The purpose of this tax is to fund transportation needs, the majority of which would be road construction. Voters in the Hinesville/Liberty County area are being told that it will fund the “Hinesville bypass,” along with several other much smaller projects in our area.

Do we need a Hinesville bypass? I have watched the Highway 84 traffic for a number of years both as a professional observer of the traffic and as a commuting private citizen. I don’t see a lot of traffic on the road that is not our citizens going back and forth from home to work and shopping. I would say that less than 10 percent of the traffic is what we would call through traffic that would use a bypass. And remember, as they use a bypass they will not be spending their money in our area.

Agreed, there is some truck traffic that might use a bypass. But again this is a small amount of the traffic and our law-enforcement agencies do a fine job of keeping these trucks from becoming traffic problems. Oh, and if you want to see traffic and the need for construction, take a ride up to New York and drive on the Cross Bronx Expressway in the afternoon.

I would also like to mention that a portion of the sales tax on gasoline, 1 percent of the tax, is diverted from transportation use to the general budget fund of Georgia. That seems funny to me. And let’s also remember that a sales tax is regressive in nature. It hits hardest on the lower-income families. Lower-income families spend almost all of their money at sales-tax generating outlets, while top earners save, invest or purchase non-taxable items such as real estate.

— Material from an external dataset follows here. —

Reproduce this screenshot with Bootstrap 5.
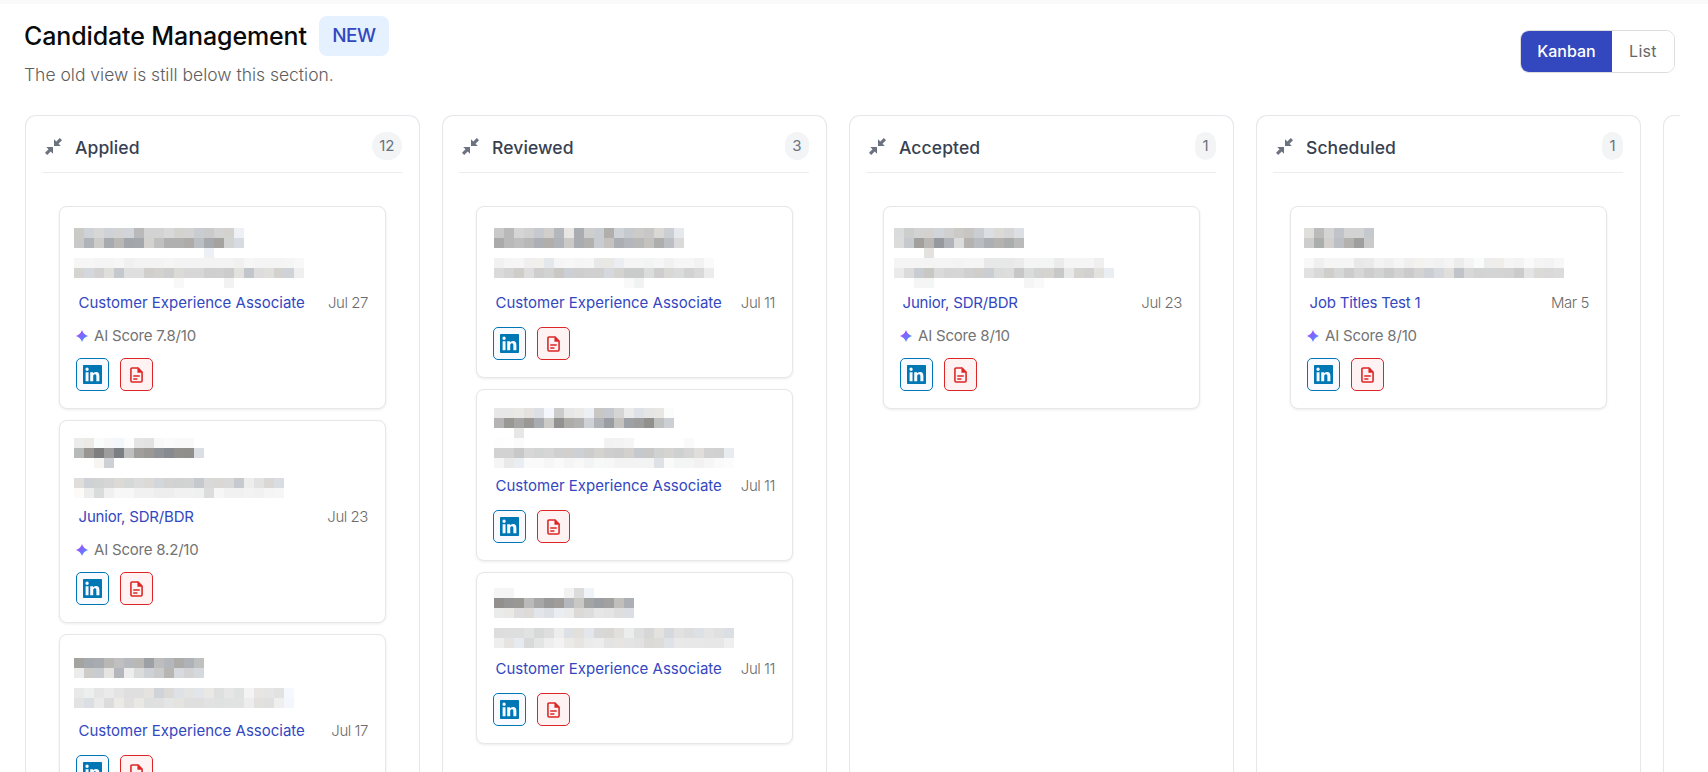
<!DOCTYPE html>
<html lang="en">
<head>
<meta charset="utf-8">
<meta name="viewport" content="width=device-width, initial-scale=1">
<title>Candidate Management</title>
<link href="https://cdn.jsdelivr.net/npm/bootstrap@5.3.0/dist/css/bootstrap.min.css" rel="stylesheet">
<style>
  body { font-family: Inter, "Open Sans", sans-serif; background: #fff; height: 772px; overflow: hidden; border-top: 4px solid #fafafa; }
  .page { padding: 12px 28px 0 25px; height: 768px; }
  .head { height: 99px; }
  .page-title { font-size: 25px; line-height: 41px; font-weight: 500; color: #0a0a0a; letter-spacing: -.13px; margin-left: -1px; }
  .new-tag { width: 70px; height: 40px; border-radius: 8px; background: #e5f1ff; color: #3347bf; font-size: 19px; font-weight: 500; line-height: 39px; letter-spacing: -.6px; margin-left: 12px; }
  .subtitle { font-size: 17.5px; line-height: 24px; font-weight: 300; color: #5e5e5e; margin: 6px 0 0 -1px; letter-spacing: -.01px; }
  .toggle { margin: 14px 5px 0 0; height: 43px; width: 155px; border: 1px solid #ddd; border-radius: 9px; overflow: hidden; }
  .toggle button { border: 0; border-radius: 0; padding: 0; font-size: 16px; line-height: 41px; color: #666; background: #fff; letter-spacing: .3px; }
  .toggle .on { width: 91px; background: #3347bf; color: #fff; font-weight: 500; letter-spacing: 0; }
  .board { gap: 22px; overflow: hidden; height: 657px; }
  .lane { flex: 0 0 385px; border: 1px solid #e5e7eb; border-bottom: 0; border-radius: 11px 11px 0 0; padding: 0 17px 0 16px; height: 700px; }
  .lane.wide { flex-basis: 395px; }
  .lane-head { height: 57px; border-bottom: 1px solid #ececef; padding: 4px 0 0 3px; }
  .lane-title { font-size: 17.5px; font-weight: 500; color: #374151; margin: 5px 0 0 13px; letter-spacing: .1px; }
  .count { height: 28px; line-height: 28px; border-radius: 14px; background: #f3f4f6; color: #6b7280; font-size: 15px; padding: 0 7.500px; }
  .cards { padding: 33px 16px 33px 17px; gap: 11px; }
  .person { border: 1px solid #e5e7eb; border-radius: 8px; padding: 16px 17px 17px 16px; box-shadow: 0 1px 3px rgba(0,0,0,.08); background: #fff; }
  .veil { display: block; overflow: visible; width: 100%; height: 68px; }
  .role { font-size: 15px; line-height: 24px; color: #3347bf; padding-left: 2.500px; }
  .role.brief { letter-spacing: -.18px; }
  .date { font-size: 15px; font-weight: 300; line-height: 24px; color: #6c6c6c; letter-spacing: -.45px; }
  .score { font-size: 15px; line-height: 19px; height: 19px; color: #737373; margin-top: 12px; gap: 6px; letter-spacing: -.2px; }
  .score span, .score svg { margin-top: -2px; }
  .links { margin-top: 12px; gap: 11px; }
  .chip { width: 33px; height: 33px; border: 1px solid #0077b5; border-radius: 5px; background: #f8faff; display: flex; align-items: center; justify-content: center; }
  .chip.cv { border-color: #dc2626; background: #fef2f2; }
  .chip svg { display: block; }
</style>
</head>
<body>
<svg width="0" height="0" class="position-absolute" aria-hidden="true">
  <defs>
    <linearGradient id="glow" x1="0" y1="0" x2="1" y2="1"><stop offset=".2" stop-color="#a04bff"/><stop offset=".8" stop-color="#4f8cff"/></linearGradient>
    <symbol id="shrink" viewBox="0 0 17 17"><path fill="#6b7280" d="M9 1.200V8h6.800l-2.300-2.300L17 2.200 14.800 0l-3.500 3.500zM8 15.800V9H1.200l2.300 2.300L0 14.800 2.200 17l3.500-3.500z"/></symbol>
    <symbol id="spark" viewBox="0 0 12 12"><path fill="url(#glow)" d="M6 0Q7.400 4.600 12 6 7.400 7.400 6 12 4.600 7.400 0 6 4.600 4.600 6 0z"/></symbol>
    <symbol id="linked" viewBox="0 0 24 24"><path fill="#0077b5" fill-rule="evenodd" d="M1 0h22A1 1 0 0 1 24 1v22a1 1 0 0 1-1 1H1A1 1 0 0 1 0 23V1A1 1 0 0 1 1 0zM3.300 9v11.450h3.700V9zM5.150 3.300a2.100 2.100 0 1 0 0 4.200 2.100 2.100 0 0 0 0-4.200zM9.100 9v11.450h3.800v-5.670c0-1.500.28-2.950 2.140-2.950 1.830 0 1.850 1.710 1.850 3.040v5.580h3.800v-6.280c0-3.080-.66-5.450-4.400-5.450-1.730 0-2.890.95-3.370 1.850h-.05V9z"/></symbol>
    <symbol id="doc" viewBox="0 0 14 17"><path fill="none" stroke="#dc2626" stroke-width="1.700" stroke-linejoin="round" d="M8.500 1H2.200Q1 1 1 2.200v12.600Q1 16 2.200 16h9.600q1.200 0 1.200-1.200V5.500"/><path fill="#dc2626" d="M8 .2h1L13.800 5v1.200H8z"/><path stroke="#dc2626" stroke-width="1.500" d="M3.500 9.500h7M3.500 12.800h4.500"/></symbol>
  </defs>
</svg>

<main class="page d-flex flex-column">
  <header class="head d-flex justify-content-between align-items-start flex-shrink-0">
    <div>
      <div class="d-flex align-items-start">
        <h1 class="page-title mb-0 text-nowrap">Candidate Management</h1>
        <span class="new-tag text-center">NEW</span>
      </div>
      <p class="subtitle">The old view is still below this section.</p>
    </div>
    <div class="toggle d-flex">
      <button class="btn on">Kanban</button>
      <button class="btn flex-fill">List</button>
    </div>
  </header>
  <div class="board d-flex" id="board"></div>
</main>

<script src="https://cdn.jsdelivr.net/npm/bootstrap@5.3.0/dist/js/bootstrap.bundle.min.js"></script>
<script>
// Hidden names are rows of 10px tiles: [top, first tile, "shade+tint ..."], tint w = warm, b = blue, g = green.
const CX = 'Customer Experience Associate', JR = 'Junior, SDR/BDR';
const lanes = [
 {name:'Applied', n:12, wide:true, cards:[
  {role:CX, date:'Jul 27', ai:'7.8', dx:-2, dy:5, v:[
   [0,0,'cbw d3b d7 d3b d3 d5b b9 d3 d3 d9 d3w d3 cdb ca d3 d3w f1b'],[10,0,'c9 b4b cdw abb b9w a6b a8b d3w c0 b0 b0 adw bfb aab a4w d3g dcb'],[20,13,'f1b'],
   [30,0,'f6 f6 f4 f4 f6 f0 f3 f3 f3 f5 f3 f3 f3 f3 f3 f3 f0 f6 f4 f4 f4 f5 f8'],[40,0,'d5w d8b d2 dfw c9b dfg df d0w d3w ce dbw d7 d7 cf d0 cc e2w c6b dde e0w d3w d3b ef'],[50,10,'f8'],[50,15,'f2']]},
  {role:JR, date:'Jul 23', ai:'8.2', dx:-2, dy:1, v:[
   [0,0,'ec ebw fbg f7 f7b fd e4 e2 f9 fb f9 f9'],[10,0,'b9g 97w 7e 9d 7fb bf a0w 9aw 93b 8bb 91w 90w dfb'],[20,2,'f6w d1b'],
   [40,0,'dfw d2b d3g d6 dbw d8g dc dbw d7b d3 d2g d3g c9b d9 d9w d9 cab ed e2 d9w ddb'],[50,0,'fcw ed dbg f0 f7 f7 f1 f1 ee ee f1 f1 f0g dc f6 f1 f1 f3 f1 f5 f6']]},
  {role:CX, date:'Jul 17', dx:-2, dy:7, v:[
   [0,0,'a4w a9b acb b9w c0 bab b9w a1b bd b8b adw b3b c0g'],[10,0,'ec cdw ccb e5w b7b ed dbg d2b ca b7w dab d3 d9b'],
   [30,0,'e9 eeg e5 ea e4 df df e4w d4b dbw e2b e4 e6b e9w dfg e6 e1g f4 e7w e5 e2 f9b'],[40,0,'e3 dfb ea dc ebw e0 e9w dfg e0 e5g e4w df df e2 e1g e2g e2g ed e2w e0 ef f7b']]}]},
 {name:'Reviewed', n:3, cards:[
  {role:CX, date:'Jul 11', dx:1, dy:5, v:[
   [0,0,'c9 b9 d5 d0 cab d0w b8b e7w adb ce cdb b0w d3b cab ccw c7 d9w cfb e9b'],[10,0,'aa b9 bf b8 b0b b0w b4b cbw adb b2w cdb c4w afb b7b b8 c3w aeg bfb da'],
   [30,0,'f1 f5 f6 ef f1w e8b f5 f7 f5 f6 e8 e9w eeb f5 f5 f3g f6 f1 f6 f6 f2 fa'],[40,0,'da d4 cew dd ce d2g c9w d0b ce d0 d0 d9b d4w cbg cbg dcg ce d9w dbg d2 d9 ec'],[50,13,'f9 f2g']]},
  {role:CX, date:'Jul 11', dx:1, dy:2, v:[
   [0,0,'e7 e7 eaw e3w e0b f8b cb e7 ebw f0b c8w c9b d5 eb e2b e5 e8w fcg'],[10,0,'b4 99w a6 9aw adb ccw 92 adw b2 d2b b4b 9eb c4w a2b 9d 91w c0g d0b'],[20,2,'e7'],[30,0,'fd fe fb'],[30,11,'f2 f3 f5'],[30,19,'fa'],
   [40,0,'d2 d2 c8 d7 d4g d6 d0 d1w d1b cd d4w ce cc d2w c9b c8 d1g d5w d0g d5 dfw d2 d1 ecb'],[50,0,'f5 e9 eeb fa fa f6 fa f5 f8 f4g f8g f7 f3 f3 f3 f3 e2b fa f5g f5g f2 f6 fa fc']]},
  {role:CX, date:'Jul 11', dx:1, dy:-1, v:[
   [0,0,'f5 f5'],[0,7,'f2 dc f4b'],[10,0,'91w 96 99w babb a7 999 9ew b8b c9w a4g 9fb a1 c0w b0b'],[20,0,'ebg eaw dd dcw e6b e1b eeb eb dbw dd e6 e4 de dfb'],
   [40,0,'dd de de e2g d8g de ed e1b e1w e7b d8 d8w e1w ecg de d7 e3w d9b e1 dd e1b e4 e0 dfb'],[50,0,'ee e5w ebb d9g e4g ee f3 ebw e6w eb ed e4 e6w e4 e2 dbw ddw e3b e9 e8 e8 e7 e7 ef']]}]},
 {name:'Accepted', n:1, cards:[
  {role:JR, date:'Jul 23', ai:'8', dx:-6, dy:5, v:[
   [0,0,'dbg cdg d3 d3w d5b d0 cbw c7w ceb dfb dbw d6 e0b'],[10,0,'dc cab a1w b8w 9ab b5b dc b4w bdb b0b b4w acg babb'],[20,3,'e3w'],
   [30,0,'f4 f4 f4 f4 f4 f4 f3g f5 f5 e8 e8g e8 eb f4 f4 f4g eb f5 f5 f5 ef'],[40,0,'ea db cdb c8w da d5 d6 d0 cfw ceb dbg dd c7 dbg d3 d5w c8 e8g d5w d1 e3w eeb'],[50,2,'f5 f5g'],[50,13,'f5 f9']]}]},
 {name:'Scheduled', n:1, cards:[
  {role:'Job Titles Test 1', date:'Mar 5', ai:'8', dx:-3, dy:5, v:[
   [0,0,'dfw bb d4 c4b d3 d3 c9b'],[10,0,'cd adg d2w c0b b3w 9f ca'],
   [30,0,'f8 ef f5 f5 f5 e8 ea f3 f0 f5 ef f3w f3 f1g f4 ec f4 fbg ed efw f5 f3 fa f4 f3 f7'],[40,0,'e1 d9 cfw d7g cc d6 cd d3 cag d3 cb d3 cfb d8b e0w c4b d8 d3 d4g d4 d3 cb e4 dbw d9 db']]}]},
 {name:'', cards:[]}
];
const tint = {w:[1,-1,-4], b:[-4,-1,3], g:[-2,1,-1]};
function tile(code, i, row, c) {
  const g = parseInt(code.slice(0,2),16), t = tint[code.slice(2)] || [0,0,0];
  const rgb = t.map(d => Math.min(255, g+d)).join();
  return `<rect x="${(row[1]+i)*10+c.dx}" y="${row[0]+c.dy}" width="10" height="10" fill="rgb(${rgb})"/>`;
}
const icon = (id,w,h) => `<svg width="${w}" height="${h}" class="flex-shrink-0"><use href="#${id}"/></svg>`;
const card = c => `<article class="person">
  <svg class="veil" shape-rendering="crispEdges">${c.v.map(r => r[2].split(' ').map((s,i) => tile(s,i,r,c)).join('')).join('')}</svg>
  <div class="d-flex justify-content-between text-nowrap"><span class="role${c.role === CX ? '' : ' brief'}">${c.role}</span><span class="date">${c.date}</span></div>
  ${c.ai ? `<div class="score d-flex align-items-center">${icon('spark',12,12)}<span>AI Score ${c.ai}/10</span></div>` : ''}
  <div class="links d-flex"><a class="chip">${icon('linked',19,19)}</a><a class="chip cv">${icon('doc',13,16)}</a></div>
</article>`;
document.getElementById('board').innerHTML = lanes.map(l => `<section class="lane${l.wide?' wide':''}">${l.name ? `
  <div class="lane-head d-flex align-items-center">${icon('shrink',17,17)}<span class="lane-title">${l.name}</span><span class="count ms-auto">${l.n}</span></div>
  <div class="cards d-flex flex-column">${l.cards.map(card).join('')}</div>` : ''}</section>`).join('');
</script>
</body>
</html>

No new taxes until our community and country recover from the current crisis and we are at full employment. Then return the 1 percent gasoline tax to transportation needs. These special-purpose sales taxes and the people that push them scare me. Locally, we generate revenue from two main sources; sales tax and property tax. If it’s sales tax, it hits lower-income citizens the hardest as it exempts wealthy homeowners and business owners. We do need a mix to insure that everybody owns a piece of the rock, but now is not the time to expand new taxes to lower-income citizens.